In Tara Parker-Pope's article in the health column, "College's High Cost, Before You Even Apply" and "The Burden of the College Admissions Process," talks about the stress of juniors and seniors in high schools dealing with stress in order to be accepted into one of their top picks colleges. She even asked three students in difference locations to discuss how they feel about applying to a college and how important it is to them to build up their application.
In one of the articles, Phoebe Lett, a student from a boarding school in New Jersey, said something very valuable and meaningful that caught my attention. In response to the question by Parker-Pope, Lett says,
"As I rack up as many extracurriculars, community service hours and “beneficial relationships” (college-prep speak for impressive recommendations), I can’t help but think that it’s not good enough. Better grades, higher scores, more varsity letters, more leads in the play: have I been bulking up an application that perhaps doesn’t reflect who I am, but instead just represents what a college wants from me? That is my true fear."
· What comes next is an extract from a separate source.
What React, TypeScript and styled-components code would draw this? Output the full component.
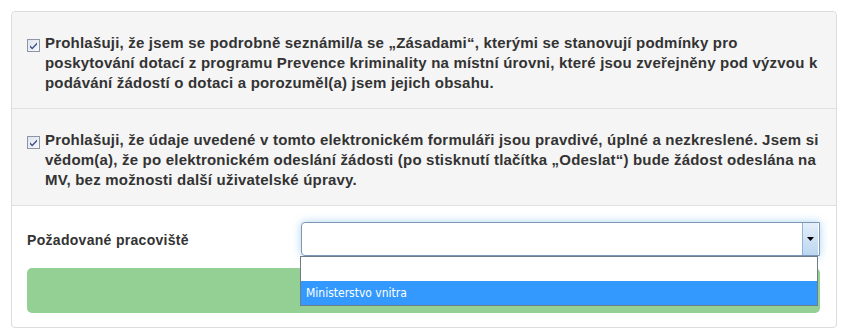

The reason they this stood out because trying to earn community hours and participating in school is important to students as they are on the path to college. Some students do enough in order to get accepted whereas others do not really care. This student is wanting to go attend college, but the competitive schools and their qualifications are made to either get her through or get rejected. I remember when I applied to a university in St. Louis. They could not wait to get my ACT scores back; therefore they closed my account. On the other hand, I had enough qualifications and requirements to get accepted into the University of Memphis. I don't think that the university is a challenging school to get accepted. The question I may inquiry is what type of students they don't accept.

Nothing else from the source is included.